_THE RECORDS_:
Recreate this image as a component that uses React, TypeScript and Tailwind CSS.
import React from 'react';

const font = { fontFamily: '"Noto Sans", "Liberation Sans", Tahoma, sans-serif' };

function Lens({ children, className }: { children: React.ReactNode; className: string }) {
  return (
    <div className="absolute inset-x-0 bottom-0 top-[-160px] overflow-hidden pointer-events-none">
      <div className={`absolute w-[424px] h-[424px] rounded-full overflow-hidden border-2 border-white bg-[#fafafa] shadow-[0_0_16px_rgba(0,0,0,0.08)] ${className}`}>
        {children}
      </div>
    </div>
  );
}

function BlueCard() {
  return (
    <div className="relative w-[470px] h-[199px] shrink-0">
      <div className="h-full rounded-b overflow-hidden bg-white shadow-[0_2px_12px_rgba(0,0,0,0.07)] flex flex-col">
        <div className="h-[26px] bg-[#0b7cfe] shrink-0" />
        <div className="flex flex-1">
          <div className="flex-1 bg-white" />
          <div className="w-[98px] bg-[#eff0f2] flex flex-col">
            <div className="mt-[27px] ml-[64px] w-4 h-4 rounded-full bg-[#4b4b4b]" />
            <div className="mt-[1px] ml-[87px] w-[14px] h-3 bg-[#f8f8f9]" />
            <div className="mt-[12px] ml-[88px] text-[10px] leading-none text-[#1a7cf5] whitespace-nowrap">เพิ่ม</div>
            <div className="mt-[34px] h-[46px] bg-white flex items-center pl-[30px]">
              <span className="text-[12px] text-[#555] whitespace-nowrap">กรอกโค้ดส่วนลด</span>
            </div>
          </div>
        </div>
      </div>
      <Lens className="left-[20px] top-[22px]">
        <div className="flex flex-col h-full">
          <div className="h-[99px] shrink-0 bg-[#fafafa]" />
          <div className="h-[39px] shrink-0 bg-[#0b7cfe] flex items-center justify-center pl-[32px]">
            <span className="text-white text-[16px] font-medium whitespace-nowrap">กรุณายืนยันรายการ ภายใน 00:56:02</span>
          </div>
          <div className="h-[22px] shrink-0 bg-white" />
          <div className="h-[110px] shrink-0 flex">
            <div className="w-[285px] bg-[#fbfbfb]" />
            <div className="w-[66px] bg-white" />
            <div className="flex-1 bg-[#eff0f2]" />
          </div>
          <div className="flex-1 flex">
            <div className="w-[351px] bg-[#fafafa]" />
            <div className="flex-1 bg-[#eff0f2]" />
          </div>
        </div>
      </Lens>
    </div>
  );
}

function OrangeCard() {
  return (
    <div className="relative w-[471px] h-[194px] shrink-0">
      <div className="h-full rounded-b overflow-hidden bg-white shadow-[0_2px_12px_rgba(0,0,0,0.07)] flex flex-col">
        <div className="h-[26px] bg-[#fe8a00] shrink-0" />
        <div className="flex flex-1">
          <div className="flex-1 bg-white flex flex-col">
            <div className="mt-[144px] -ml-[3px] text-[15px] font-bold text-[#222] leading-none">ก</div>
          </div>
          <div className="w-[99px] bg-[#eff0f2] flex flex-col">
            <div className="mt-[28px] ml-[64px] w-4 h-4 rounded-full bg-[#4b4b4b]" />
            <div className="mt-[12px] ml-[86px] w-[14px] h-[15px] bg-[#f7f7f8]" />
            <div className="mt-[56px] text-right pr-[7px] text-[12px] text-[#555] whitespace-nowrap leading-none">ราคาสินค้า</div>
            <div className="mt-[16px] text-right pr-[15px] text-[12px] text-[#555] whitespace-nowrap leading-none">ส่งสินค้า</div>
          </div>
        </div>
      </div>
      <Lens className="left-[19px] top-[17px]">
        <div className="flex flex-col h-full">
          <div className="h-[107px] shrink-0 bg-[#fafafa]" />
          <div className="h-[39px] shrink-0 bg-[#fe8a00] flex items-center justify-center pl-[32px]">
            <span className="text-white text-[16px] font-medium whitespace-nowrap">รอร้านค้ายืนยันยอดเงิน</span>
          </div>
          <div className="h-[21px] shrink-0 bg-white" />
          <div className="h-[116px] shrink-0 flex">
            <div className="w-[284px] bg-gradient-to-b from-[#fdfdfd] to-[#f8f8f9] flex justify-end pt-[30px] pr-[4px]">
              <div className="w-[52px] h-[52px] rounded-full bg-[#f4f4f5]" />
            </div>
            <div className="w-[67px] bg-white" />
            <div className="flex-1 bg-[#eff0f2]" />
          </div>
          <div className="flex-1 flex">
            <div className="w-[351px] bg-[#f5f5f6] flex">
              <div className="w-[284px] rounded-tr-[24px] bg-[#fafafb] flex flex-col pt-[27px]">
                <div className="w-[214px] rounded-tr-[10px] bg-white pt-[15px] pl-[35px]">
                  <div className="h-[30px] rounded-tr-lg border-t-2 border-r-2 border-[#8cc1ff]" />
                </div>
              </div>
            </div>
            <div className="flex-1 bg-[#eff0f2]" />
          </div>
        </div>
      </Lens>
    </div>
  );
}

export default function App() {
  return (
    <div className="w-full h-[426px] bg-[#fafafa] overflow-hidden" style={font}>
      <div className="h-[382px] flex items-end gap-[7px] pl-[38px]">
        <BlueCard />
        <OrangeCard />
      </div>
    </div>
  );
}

--

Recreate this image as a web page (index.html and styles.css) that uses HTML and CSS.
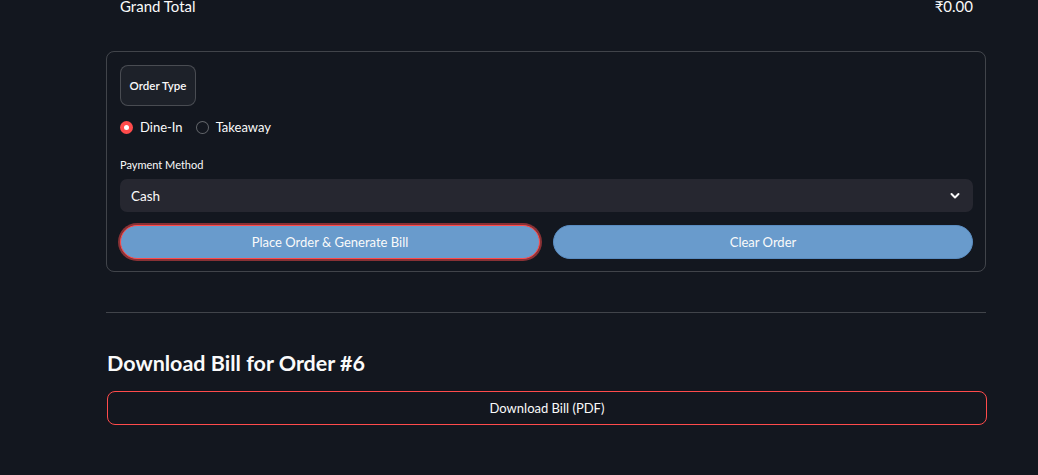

--

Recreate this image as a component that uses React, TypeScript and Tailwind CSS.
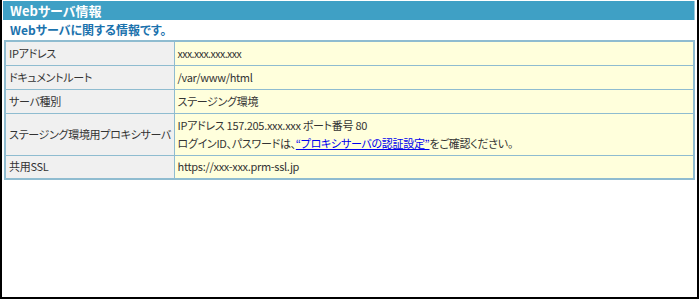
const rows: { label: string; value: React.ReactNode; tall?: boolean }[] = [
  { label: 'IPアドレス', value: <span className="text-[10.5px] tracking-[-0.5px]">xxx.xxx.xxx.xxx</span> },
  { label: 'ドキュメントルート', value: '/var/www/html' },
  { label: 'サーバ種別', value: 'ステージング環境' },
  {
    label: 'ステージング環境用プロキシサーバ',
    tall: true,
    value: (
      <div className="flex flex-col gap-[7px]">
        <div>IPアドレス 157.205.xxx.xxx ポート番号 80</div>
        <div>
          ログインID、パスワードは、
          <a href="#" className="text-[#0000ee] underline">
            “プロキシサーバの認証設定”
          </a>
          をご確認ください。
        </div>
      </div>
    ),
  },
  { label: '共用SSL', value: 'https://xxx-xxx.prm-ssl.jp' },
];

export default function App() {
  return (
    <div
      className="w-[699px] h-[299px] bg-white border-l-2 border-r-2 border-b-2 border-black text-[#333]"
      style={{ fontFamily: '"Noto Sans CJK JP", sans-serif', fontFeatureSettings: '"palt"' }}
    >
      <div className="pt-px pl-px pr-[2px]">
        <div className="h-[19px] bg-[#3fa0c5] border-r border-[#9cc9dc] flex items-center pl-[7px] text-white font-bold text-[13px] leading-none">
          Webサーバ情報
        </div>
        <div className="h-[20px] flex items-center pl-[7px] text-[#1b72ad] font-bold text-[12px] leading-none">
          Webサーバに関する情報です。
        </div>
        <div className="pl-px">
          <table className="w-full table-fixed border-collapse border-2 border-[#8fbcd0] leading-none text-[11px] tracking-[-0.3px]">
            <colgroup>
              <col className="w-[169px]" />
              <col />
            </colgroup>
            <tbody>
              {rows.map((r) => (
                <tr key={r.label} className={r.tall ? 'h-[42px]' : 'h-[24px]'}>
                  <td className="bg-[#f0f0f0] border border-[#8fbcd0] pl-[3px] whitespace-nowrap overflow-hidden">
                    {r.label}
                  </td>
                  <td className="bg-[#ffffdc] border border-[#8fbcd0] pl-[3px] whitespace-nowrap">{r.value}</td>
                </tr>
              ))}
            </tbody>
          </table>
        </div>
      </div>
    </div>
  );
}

_PROBLEM TO SOLVE_: Output nothing but the number of lines in the data containing the string "html".

_THE OUTPUT_: 2